-- Start --
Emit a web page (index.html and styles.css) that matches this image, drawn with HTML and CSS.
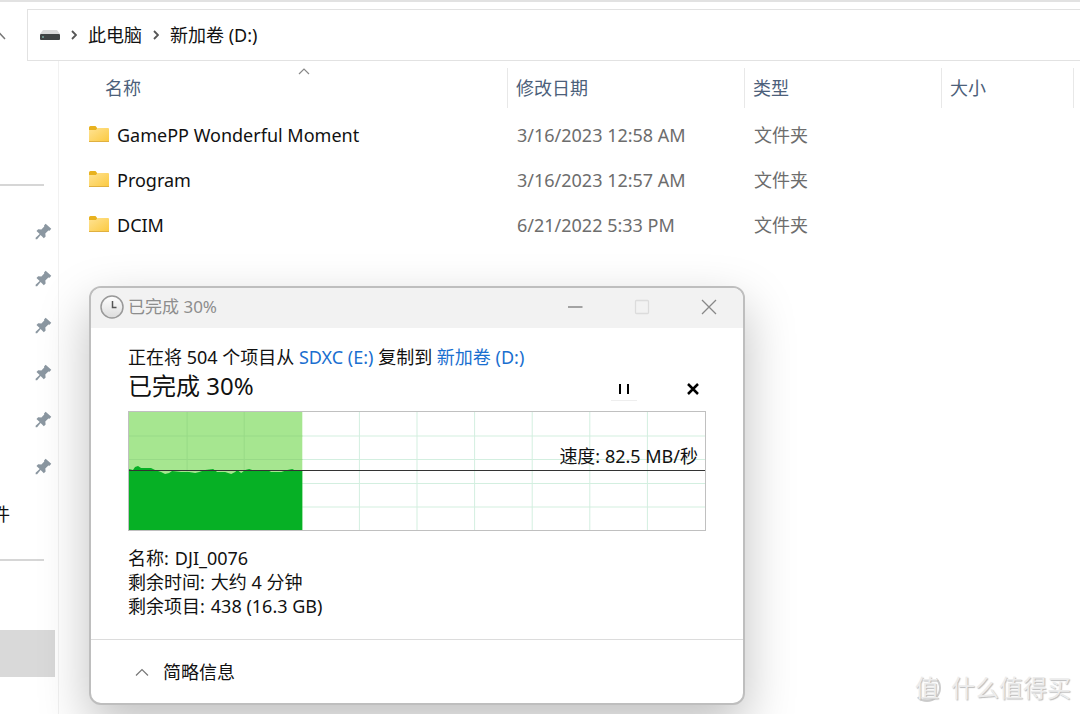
FILE: index.html
```html
<!DOCTYPE html>
<html lang="zh-CN">
<head>
    <meta charset="UTF-8">
    <title>新加卷 (D:)</title>
    <link rel="stylesheet" href="styles.css">
</head>
<body>
    <svg class="defs" width="0" height="0">
        <symbol id="folder" viewBox="0 1 22 18">
            <path d="M1 2.500Q1 1 2.500 1H7.500L9.500 3.500L8 6H1Z" fill="#e8b21f"/>
            <path d="M1 5H8L9.500 3H20Q21 3 21 4V16Q21 17 20 17H2Q1 17 1 16Z" fill="url(#folderFill)"/>
            <path d="M1 16.500H21" stroke="#e0b040" stroke-width="1"/>
        </symbol>
        <symbol id="pin" viewBox="0 0 16 16">
            <path d="M10 .8L15.300 5.500L13.700 7.200L12.600 7L9.700 9.900L10 12.600L8.300 14.300L5.300 11.400L2 15.200H.6V13.900L4.400 10.400L1.400 7.600L3 5.900L6 6.100L8.700 3.400L8.500 2.300Z" fill="#8b97a1"/>
        </symbol>
        <symbol id="crumb" viewBox="0 0 6 10">
            <path d="M1 1L5 5L1 9" fill="none" stroke="#555" stroke-width="1.800"/>
        </symbol>
        <linearGradient id="folderFill" x1="0" y1="0" x2="1" y2="1">
            <stop offset="0" stop-color="#ffe394"/>
            <stop offset="1" stop-color="#fbc93f"/>
        </linearGradient>
    </svg>

    <header class="address-row">
        <button class="up-btn" aria-label="向上">
            <svg width="14" height="9" viewBox="0 0 14 9"><path d="M1 8L7 1.500L13 8" fill="none" stroke="#777" stroke-width="1.500"/></svg>
        </button>
        <nav class="address-bar">
            <svg width="20" height="12" viewBox="0 0 20 12">
                <path d="M3 1H17L20 5H0Z" fill="#d9dada"/>
                <rect y="5" width="20" height="6" rx="1" fill="#3f4444"/>
                <rect x="2" y="7.500" width="2" height="1" fill="#8fd4c8"/>
            </svg>
            <svg width="6" height="10"><use href="#crumb"/></svg>
            <a href="#">此电脑</a>
            <svg width="6" height="10"><use href="#crumb"/></svg>
            <a href="#">新加卷 (D:)</a>
        </nav>
    </header>

    <div class="explorer">
        <aside class="sidebar">
            <ul class="side-list side-top"></ul>
            <ul class="side-list">
                <li><svg width="17" height="17"><use href="#pin"/></svg></li>
                <li><svg width="17" height="17"><use href="#pin"/></svg></li>
                <li><svg width="17" height="17"><use href="#pin"/></svg></li>
                <li><svg width="17" height="17"><use href="#pin"/></svg></li>
                <li><svg width="17" height="17"><use href="#pin"/></svg></li>
                <li><svg width="17" height="17"><use href="#pin"/></svg></li>
                <li><span class="side-text">件</span></li>
            </ul>
            <ul class="side-list">
                <li></li>
                <li class="selected"></li>
            </ul>
        </aside>

        <main class="content">
            <table class="file-table">
                <thead>
                    <tr>
                        <th class="col-name">
                            <span>名称</span>
                            <svg class="sort-mark" width="12" height="7" viewBox="0 0 12 7"><path d="M1 6L6 1L11 6" fill="none" stroke="#888" stroke-width="1.200"/></svg>
                        </th>
                        <th class="col-date"><span>修改日期</span></th>
                        <th class="col-type"><span>类型</span></th>
                        <th class="col-size"><span>大小</span></th>
                        <th class="col-rest"><span></span></th>
                    </tr>
                </thead>
                <tbody>
                    <tr>
                        <td><div class="file-name"><svg width="22" height="18"><use href="#folder"/></svg>GamePP Wonderful Moment</div></td>
                        <td>3/16/2023 12:58 AM</td>
                        <td>文件夹</td>
                        <td></td>
                        <td></td>
                    </tr>
                    <tr>
                        <td><div class="file-name"><svg width="22" height="18"><use href="#folder"/></svg>Program</div></td>
                        <td>3/16/2023 12:57 AM</td>
                        <td>文件夹</td>
                        <td></td>
                        <td></td>
                    </tr>
                    <tr>
                        <td><div class="file-name"><svg width="22" height="18"><use href="#folder"/></svg>DCIM</div></td>
                        <td>6/21/2022 5:33 PM</td>
                        <td>文件夹</td>
                        <td></td>
                        <td></td>
                    </tr>
                </tbody>
            </table>
        </main>
    </div>

    <section class="dialog" role="dialog" aria-labelledby="dialogTitle">
        <div class="title-bar">
            <svg width="24" height="24" viewBox="0 0 24 24">
                <circle cx="12" cy="12" r="11" fill="url(#clockFill)" stroke="#999" stroke-width="1.500"/>
                <path d="M12.500 6V12.500H16.500" fill="none" stroke="#555" stroke-width="1.500"/>
                <linearGradient id="clockFill" x1="0" y1="0" x2="0" y2="1">
                    <stop offset="0" stop-color="#fff"/>
                    <stop offset="1" stop-color="#dcdcdc"/>
                </linearGradient>
            </svg>
            <span class="title-text" id="dialogTitle">已完成 30%</span>
            <button class="win-btn" aria-label="最小化"><svg width="16" height="16" viewBox="0 0 16 16"><path d="M1 8H15.500" stroke="#888" stroke-width="1.300"/></svg></button>
            <button class="win-btn" aria-label="最大化" disabled><svg width="16" height="16" viewBox="0 0 16 16"><rect x="1.500" y="1.500" width="13" height="13" rx="1" fill="none" stroke="#dcdcdc" stroke-width="1.300"/></svg></button>
            <button class="win-btn" aria-label="关闭"><svg width="16" height="16" viewBox="0 0 16 16"><path d="M1 1L15 15M15 1L1 15" stroke="#888" stroke-width="1.300"/></svg></button>
        </div>

        <div class="dialog-body">
            <p class="copy-info">正在将 504 个项目从 <a href="#">SDXC (E:)</a> 复制到 <a href="#">新加卷 (D:)</a></p>
            <div class="progress-row">
                <h1 class="progress-text">已完成 30%</h1>
                <button class="ctrl-btn pause-btn" aria-label="暂停"><svg width="12" height="12" viewBox="0 0 12 12"><path d="M2 1V11M10 1V11" stroke="#000" stroke-width="2"/></svg></button>
                <button class="ctrl-btn" aria-label="取消"><svg width="12" height="12" viewBox="0 0 12 12"><path d="M1 1L11 11M11 1L1 11" stroke="#000" stroke-width="2.500"/></svg></button>
            </div>

            <div class="speed-chart">
                <svg width="100%" height="118" viewBox="0 0 575 118" preserveAspectRatio="none">
                    <path d="M58 0V118M115 0V118M230 0V118M287.500 0V118M345 0V118M402.500 0V118M460 0V118M517.500 0V118M0 24H575M0 47.500H575M0 71.500H575M0 95H575" fill="none" stroke="#d3efe0" stroke-width="1"/>
                    <rect width="173" height="118" fill="#a6e690"/>
                    <path d="M58 0V60M115 0V60M0 24H173M0 47.500H173" fill="none" stroke="#98da87" stroke-width="1"/>
                    <path d="M0 57L4 58L6 55L9 54L12 56H22L26 58L32 60L36 62L40 61L43 59L52 60L60 60L66 61L70 60L76 58L84 57L88 60L96 60L102 62L106 60L108 58L112 61L116 58L120 57L126 59L138 58L142 60H152L158 58L163 57L165 58H173V118H0Z" fill="#06b025"/>
                    <path d="M0 58.500H575" stroke="#333" stroke-width="1"/>
                </svg>
                <span class="speed-label">速度: 82.5 MB/秒</span>
            </div>

            <dl class="details">
                <div><dt>名称:</dt><dd>DJI_0076</dd></div>
                <div><dt>剩余时间:</dt><dd>大约 4 分钟</dd></div>
                <div><dt>剩余项目:</dt><dd>438 (16.3 GB)</dd></div>
            </dl>
        </div>

        <div class="dialog-footer">
            <button class="toggle-btn">
                <svg width="14" height="8" viewBox="0 0 14 8"><path d="M1 7.500L7 1.500L13 7.500" fill="none" stroke="#777" stroke-width="1.200"/></svg>
                简略信息
            </button>
        </div>
    </section>

    <div class="watermark"><span class="watermark-logo">值</span>什么值得买</div>
</body>
</html>
```

FILE: styles.css
```css
* {
    margin: 0;
    padding: 0;
    box-sizing: border-box;
}

body {
    position: relative;
    min-height: 100vh;
    display: flex;
    flex-direction: column;
    overflow: hidden;
    font-family: "Noto Sans", "Noto Sans CJK SC", sans-serif;
    font-size: 18px;
    line-height: 24px;
    color: #111;
    background: #fff;
}

svg {
    display: block;
    flex: none;
}

.defs {
    position: absolute;
}

a {
    color: inherit;
    text-decoration: none;
}

button {
    font: inherit;
    color: inherit;
    background: none;
    border: none;
}

/* 地址栏 */
.address-row {
    display: flex;
    border-top: 2px solid #e2e2e2;
    padding-top: 7px;
}

.up-btn {
    width: 27px;
    display: flex;
    align-items: center;
    justify-content: flex-start;
    overflow: hidden;
}

.up-btn svg {
    margin-left: -8px;
}

.address-bar {
    flex: 1;
    height: 52px;
    display: flex;
    align-items: center;
    gap: 11px;
    padding-left: 12px;
    border: 1px solid #e2e2e2;
    border-right: none;
}

.explorer {
    flex: 1;
    display: flex;
}

/* 侧边栏 */
.sidebar {
    width: 59px;
    border-right: 1px solid #f1f1f1;
}

.side-list {
    list-style: none;
}

.side-list + .side-list {
    margin-top: 22px;
}

.side-list + .side-list::before {
    content: "";
    display: block;
    width: 44px;
    height: 2px;
    margin-bottom: 22px;
    background: #d6d6d6;
}

.side-top {
    height: 101px;
}

.side-list li {
    height: 47px;
    width: 55px;
    padding-left: 35px;
    display: flex;
    align-items: center;
}

.side-list li:has(.side-text) {
    padding-left: 0;
}

.side-text {
    width: 10px;
    display: flex;
    justify-content: flex-end;
    overflow: hidden;
}

.side-list .selected {
    background: #d9d9d9;
}

/* 文件列表 */
.content {
    flex: 1;
    padding-left: 29px;
}

.file-table {
    width: 100%;
    table-layout: fixed;
    border-collapse: collapse;
}

.file-table th {
    position: relative;
    height: 51px;
    padding: 7px 0 4px;
    font-weight: normal;
    text-align: left;
    color: #4c607a;
}

.file-table th span {
    display: flex;
    align-items: center;
    height: 40px;
    padding-left: 8px;
    border-left: 1px solid #e8e8e8;
}

.file-table .col-name span {
    padding-left: 17px;
    border-left: none;
}

.col-name {
    width: 419px;
}

.col-date {
    width: 237px;
}

.col-type {
    width: 197px;
}

.col-size {
    width: 132px;
}

.sort-mark {
    position: absolute;
    top: 7px;
    left: 50%;
}

.file-table td {
    height: 45px;
    padding-left: 10px;
    color: #6d6d6d;
}

.file-table td:first-child {
    padding-left: 0;
    color: #111;
}

.file-name {
    display: flex;
    align-items: center;
    gap: 7px;
}

/* 复制进度窗口 */
.dialog {
    position: absolute;
    top: 286px;
    left: 89px;
    width: 656px;
    border: 2px solid #bebebe;
    border-radius: 12px;
    background: #fff;
    box-shadow: 0 20px 50px rgba(0,0,0,0.25);
    overflow: hidden;
}

.title-bar {
    height: 40px;
    display: flex;
    align-items: center;
    gap: 4px;
    padding: 0 3px 2px 9px;
    background: #f2f2f2;
    color: #8d8d8d;
}

.title-text {
    flex: 1;
    font-size: 17px;
}

.win-btn {
    width: 63px;
    height: 38px;
    display: flex;
    align-items: center;
    justify-content: center;
}

.dialog-body {
    padding: 17px 37px 21px;
}

.copy-info a {
    color: #1a6fd0;
}

.progress-row {
    display: flex;
    align-items: center;
    gap: 43px;
    height: 40px;
    margin-bottom: 2px;
}

.progress-text {
    flex: 1;
    align-self: flex-start;
    font-size: 24px;
    line-height: 34px;
    font-weight: normal;
}

.ctrl-btn {
    width: 26px;
    height: 24px;
    display: flex;
    align-items: center;
    justify-content: center;
}

.pause-btn {
    border-bottom: 1px solid #eee;
}

.speed-chart {
    position: relative;
    border: 1px solid #c0c0c0;
}

.speed-label {
    position: absolute;
    top: 32px;
    right: 7px;
}

.details {
    margin-top: 15px;
}

.details div {
    display: flex;
    gap: 6px;
}

.dialog-footer {
    height: 64px;
    display: flex;
    align-items: center;
    padding-left: 44px;
    border-top: 1px solid #dcdcdc;
}

.toggle-btn {
    display: flex;
    align-items: center;
    gap: 14px;
}

/* 水印 */
.watermark {
    position: absolute;
    right: 9px;
    bottom: 12px;
    display: flex;
    align-items: center;
    gap: 10px;
    font-size: 24px;
    line-height: 28px;
    color: #ececec;
    text-shadow: 1px 1px 1px #bbb;
}

.watermark-logo {
    width: 28px;
    height: 28px;
    border: 2px solid #ccc;
    border-top-color: transparent;
    border-left-color: transparent;
    border-radius: 50%;
    line-height: 24px;
    text-align: center;
    display: flex;
    justify-content: center;
}
```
-- End --
[Your objective] How many of the lines in the listing above hold the word "styles"? Report only that figure.

[Complete answer] 3